(Input rows)
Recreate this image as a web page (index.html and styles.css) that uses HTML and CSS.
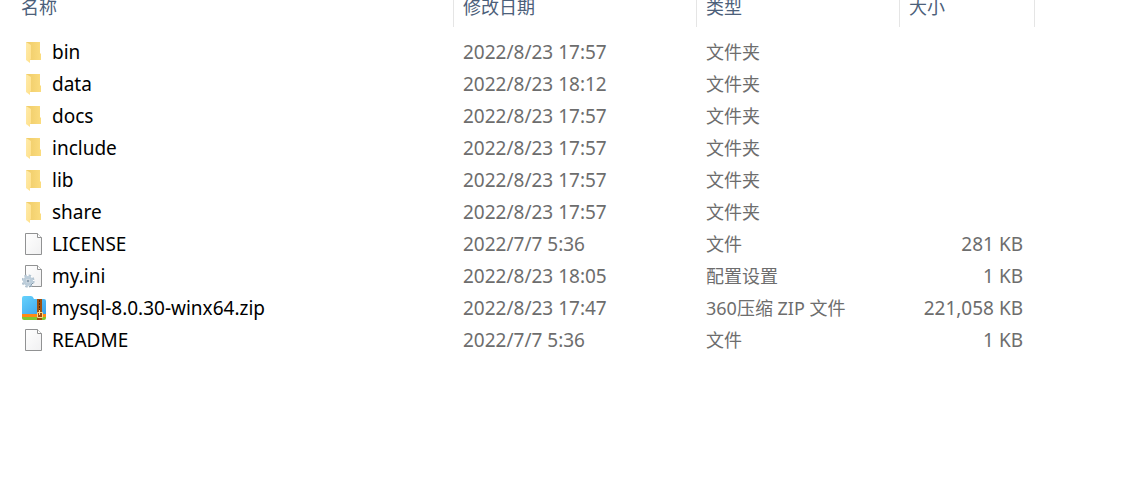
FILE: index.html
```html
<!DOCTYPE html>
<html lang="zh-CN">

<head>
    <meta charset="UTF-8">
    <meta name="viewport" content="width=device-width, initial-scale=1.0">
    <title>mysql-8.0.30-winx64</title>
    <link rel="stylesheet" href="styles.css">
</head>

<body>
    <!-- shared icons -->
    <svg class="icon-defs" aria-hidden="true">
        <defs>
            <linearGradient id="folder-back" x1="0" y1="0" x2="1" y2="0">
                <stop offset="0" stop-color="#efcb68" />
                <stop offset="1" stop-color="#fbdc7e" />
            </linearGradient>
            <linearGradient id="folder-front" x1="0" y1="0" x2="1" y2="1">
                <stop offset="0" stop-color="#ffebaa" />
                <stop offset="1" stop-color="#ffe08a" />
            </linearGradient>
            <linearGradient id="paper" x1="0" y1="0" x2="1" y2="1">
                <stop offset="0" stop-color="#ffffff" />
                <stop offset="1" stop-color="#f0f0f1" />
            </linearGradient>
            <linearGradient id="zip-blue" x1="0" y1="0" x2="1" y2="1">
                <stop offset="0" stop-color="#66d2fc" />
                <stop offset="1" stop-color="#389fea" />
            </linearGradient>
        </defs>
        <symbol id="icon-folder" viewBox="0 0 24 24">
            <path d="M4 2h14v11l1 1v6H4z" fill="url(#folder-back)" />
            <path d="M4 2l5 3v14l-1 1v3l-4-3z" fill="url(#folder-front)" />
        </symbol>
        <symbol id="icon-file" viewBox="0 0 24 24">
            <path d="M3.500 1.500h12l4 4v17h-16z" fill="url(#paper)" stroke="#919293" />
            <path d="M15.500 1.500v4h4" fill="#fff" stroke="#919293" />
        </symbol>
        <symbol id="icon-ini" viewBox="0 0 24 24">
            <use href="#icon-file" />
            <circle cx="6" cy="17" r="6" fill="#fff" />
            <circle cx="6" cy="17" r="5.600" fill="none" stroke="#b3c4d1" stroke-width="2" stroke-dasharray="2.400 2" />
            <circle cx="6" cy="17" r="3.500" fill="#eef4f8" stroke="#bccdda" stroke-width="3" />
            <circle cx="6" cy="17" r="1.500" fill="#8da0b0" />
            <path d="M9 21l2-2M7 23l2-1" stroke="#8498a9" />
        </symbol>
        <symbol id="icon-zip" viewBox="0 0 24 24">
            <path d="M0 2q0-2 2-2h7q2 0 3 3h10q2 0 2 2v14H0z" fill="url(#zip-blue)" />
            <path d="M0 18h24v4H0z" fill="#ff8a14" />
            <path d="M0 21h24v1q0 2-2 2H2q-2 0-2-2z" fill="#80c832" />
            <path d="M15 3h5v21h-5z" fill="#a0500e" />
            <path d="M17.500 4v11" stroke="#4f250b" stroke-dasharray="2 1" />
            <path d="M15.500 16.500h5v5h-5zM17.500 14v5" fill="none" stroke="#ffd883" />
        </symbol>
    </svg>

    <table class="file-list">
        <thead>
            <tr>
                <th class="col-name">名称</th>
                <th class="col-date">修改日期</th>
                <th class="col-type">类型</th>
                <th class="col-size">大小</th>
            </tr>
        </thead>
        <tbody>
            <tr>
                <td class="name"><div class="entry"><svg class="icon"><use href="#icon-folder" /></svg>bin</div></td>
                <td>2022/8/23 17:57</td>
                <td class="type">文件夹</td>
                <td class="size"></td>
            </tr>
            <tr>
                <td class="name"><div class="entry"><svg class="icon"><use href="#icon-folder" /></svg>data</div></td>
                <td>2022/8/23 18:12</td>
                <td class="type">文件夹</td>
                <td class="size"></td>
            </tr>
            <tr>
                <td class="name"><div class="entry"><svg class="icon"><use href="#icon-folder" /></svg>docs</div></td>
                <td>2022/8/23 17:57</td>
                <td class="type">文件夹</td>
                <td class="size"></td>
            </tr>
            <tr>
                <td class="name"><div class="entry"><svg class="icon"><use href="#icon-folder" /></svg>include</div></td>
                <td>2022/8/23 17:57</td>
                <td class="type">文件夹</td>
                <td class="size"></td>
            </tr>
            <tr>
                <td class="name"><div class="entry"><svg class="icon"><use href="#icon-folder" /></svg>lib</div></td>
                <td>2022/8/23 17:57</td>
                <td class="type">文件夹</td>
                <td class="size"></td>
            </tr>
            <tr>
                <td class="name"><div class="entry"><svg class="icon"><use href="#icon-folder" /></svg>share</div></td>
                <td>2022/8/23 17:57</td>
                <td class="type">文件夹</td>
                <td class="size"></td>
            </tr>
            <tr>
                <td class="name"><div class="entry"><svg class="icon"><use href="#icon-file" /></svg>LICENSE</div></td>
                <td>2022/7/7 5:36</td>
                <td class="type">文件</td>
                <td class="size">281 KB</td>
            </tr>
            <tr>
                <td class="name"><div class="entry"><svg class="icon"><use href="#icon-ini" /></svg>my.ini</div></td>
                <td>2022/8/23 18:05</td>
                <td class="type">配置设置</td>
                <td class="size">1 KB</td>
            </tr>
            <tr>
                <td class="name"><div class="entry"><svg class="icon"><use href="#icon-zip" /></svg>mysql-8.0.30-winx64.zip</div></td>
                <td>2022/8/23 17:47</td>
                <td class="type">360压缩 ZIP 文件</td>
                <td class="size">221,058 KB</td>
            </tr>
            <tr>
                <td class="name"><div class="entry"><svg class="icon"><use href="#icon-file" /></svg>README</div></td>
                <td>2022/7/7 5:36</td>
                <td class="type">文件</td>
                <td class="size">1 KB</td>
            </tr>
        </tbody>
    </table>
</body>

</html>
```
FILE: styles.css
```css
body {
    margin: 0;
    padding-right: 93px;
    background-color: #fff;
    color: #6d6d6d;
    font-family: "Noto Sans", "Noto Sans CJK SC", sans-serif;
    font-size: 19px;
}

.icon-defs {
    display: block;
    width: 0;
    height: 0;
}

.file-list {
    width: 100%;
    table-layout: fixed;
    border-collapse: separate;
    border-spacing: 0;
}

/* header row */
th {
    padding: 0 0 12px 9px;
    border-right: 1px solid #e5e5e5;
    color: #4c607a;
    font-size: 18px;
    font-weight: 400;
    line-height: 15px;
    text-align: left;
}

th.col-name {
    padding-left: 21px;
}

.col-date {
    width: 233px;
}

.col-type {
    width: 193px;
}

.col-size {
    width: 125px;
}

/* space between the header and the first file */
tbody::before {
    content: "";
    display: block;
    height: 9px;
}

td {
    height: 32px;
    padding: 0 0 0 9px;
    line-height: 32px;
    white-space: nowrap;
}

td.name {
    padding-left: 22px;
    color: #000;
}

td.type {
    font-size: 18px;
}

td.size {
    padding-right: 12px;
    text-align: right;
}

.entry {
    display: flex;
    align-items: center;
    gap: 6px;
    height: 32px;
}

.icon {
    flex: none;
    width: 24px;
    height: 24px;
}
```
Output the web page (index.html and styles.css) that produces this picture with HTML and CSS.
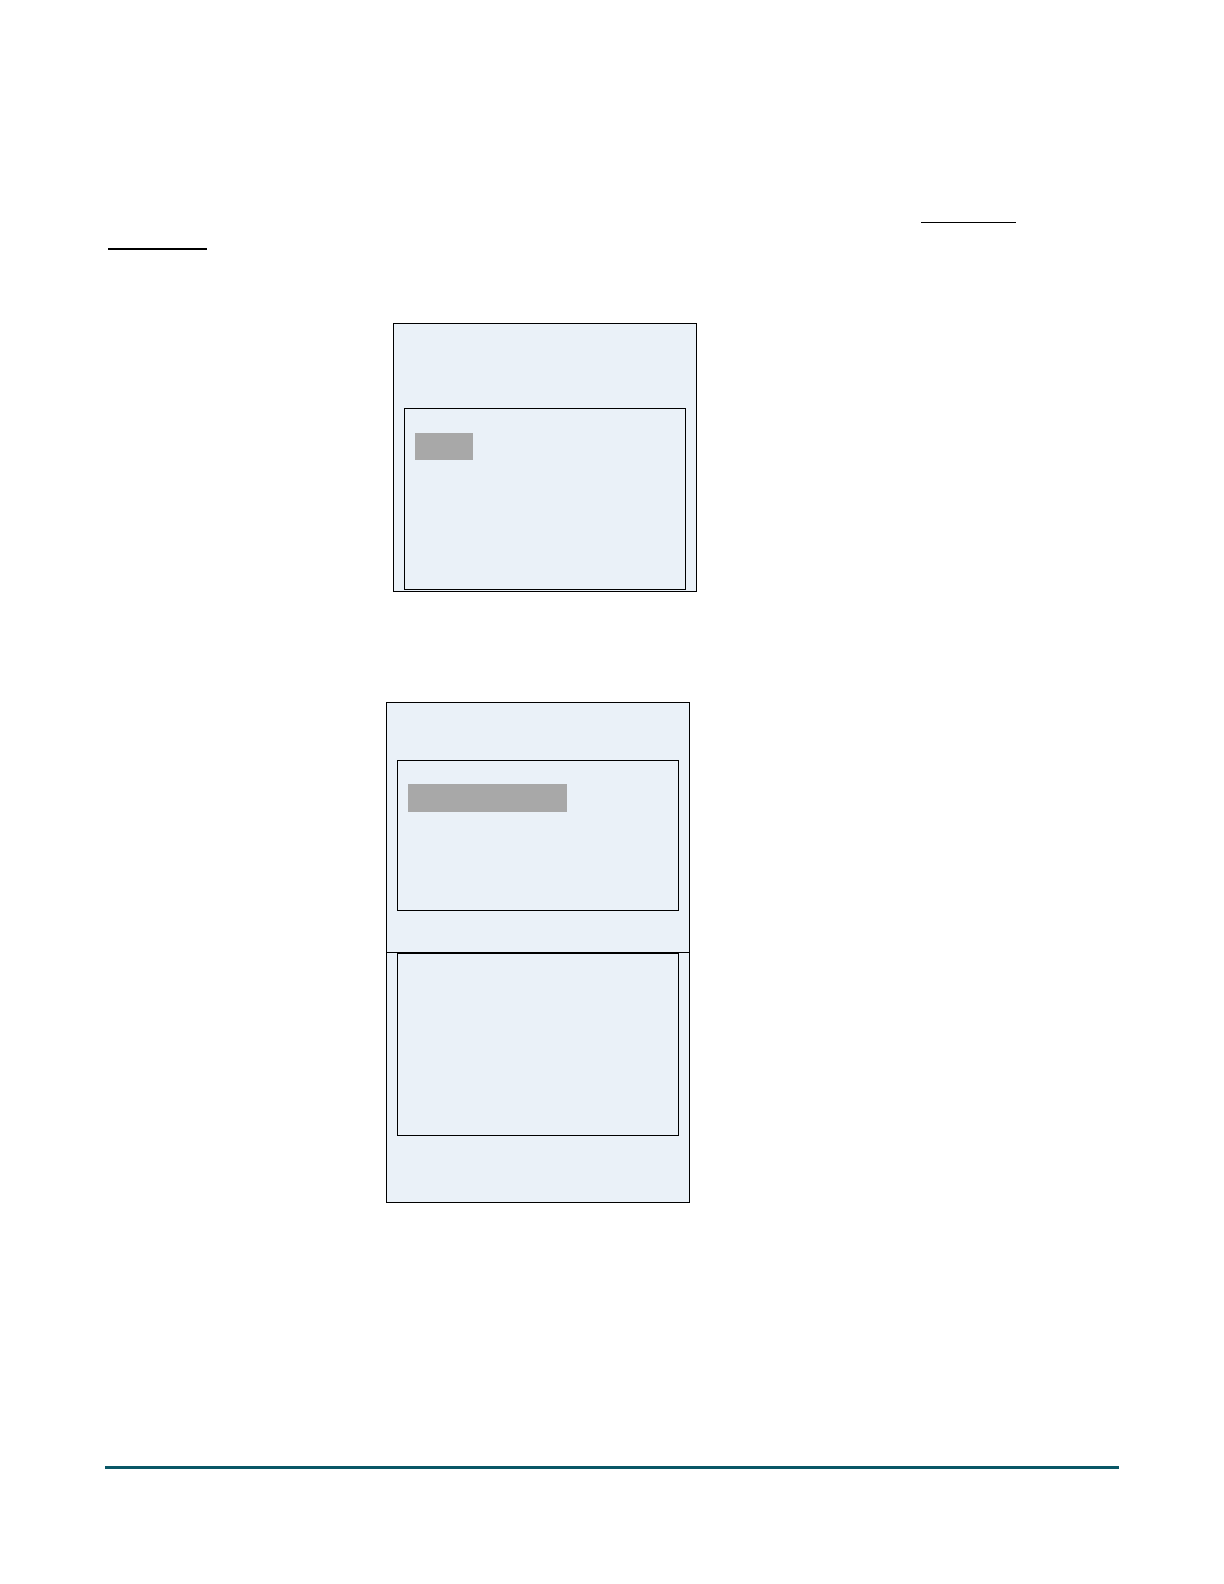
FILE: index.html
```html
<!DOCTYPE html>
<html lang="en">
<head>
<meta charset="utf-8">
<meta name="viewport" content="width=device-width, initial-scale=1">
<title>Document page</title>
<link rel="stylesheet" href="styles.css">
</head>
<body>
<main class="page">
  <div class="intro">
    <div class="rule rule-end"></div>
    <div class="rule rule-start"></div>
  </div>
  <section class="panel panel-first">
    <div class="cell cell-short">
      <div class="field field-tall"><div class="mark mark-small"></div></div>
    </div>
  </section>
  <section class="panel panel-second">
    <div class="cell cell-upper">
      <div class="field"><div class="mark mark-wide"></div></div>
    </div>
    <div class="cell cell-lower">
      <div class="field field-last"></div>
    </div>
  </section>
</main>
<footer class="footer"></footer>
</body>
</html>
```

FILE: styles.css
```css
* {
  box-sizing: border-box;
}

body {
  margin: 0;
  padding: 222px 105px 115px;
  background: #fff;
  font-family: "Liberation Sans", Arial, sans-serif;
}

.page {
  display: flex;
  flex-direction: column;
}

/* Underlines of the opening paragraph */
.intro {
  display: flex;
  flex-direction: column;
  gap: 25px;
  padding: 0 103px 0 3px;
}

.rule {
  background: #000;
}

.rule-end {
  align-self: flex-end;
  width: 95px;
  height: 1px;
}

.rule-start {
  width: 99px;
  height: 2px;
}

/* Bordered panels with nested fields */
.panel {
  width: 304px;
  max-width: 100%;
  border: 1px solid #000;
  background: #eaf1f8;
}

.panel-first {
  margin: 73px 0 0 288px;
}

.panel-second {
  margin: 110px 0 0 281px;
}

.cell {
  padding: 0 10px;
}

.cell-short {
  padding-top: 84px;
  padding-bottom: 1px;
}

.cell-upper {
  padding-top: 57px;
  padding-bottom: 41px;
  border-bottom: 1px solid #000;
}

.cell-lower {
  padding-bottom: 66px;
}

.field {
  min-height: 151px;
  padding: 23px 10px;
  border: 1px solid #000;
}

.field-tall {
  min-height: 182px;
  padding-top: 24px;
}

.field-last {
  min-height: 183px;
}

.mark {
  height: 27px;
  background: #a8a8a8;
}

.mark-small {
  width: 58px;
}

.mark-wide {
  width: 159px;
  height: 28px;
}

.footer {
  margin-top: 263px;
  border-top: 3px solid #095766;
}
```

(Required task)
Find the number of lines in which the word "with" occurs, and write nothing but that number.

(Result)
2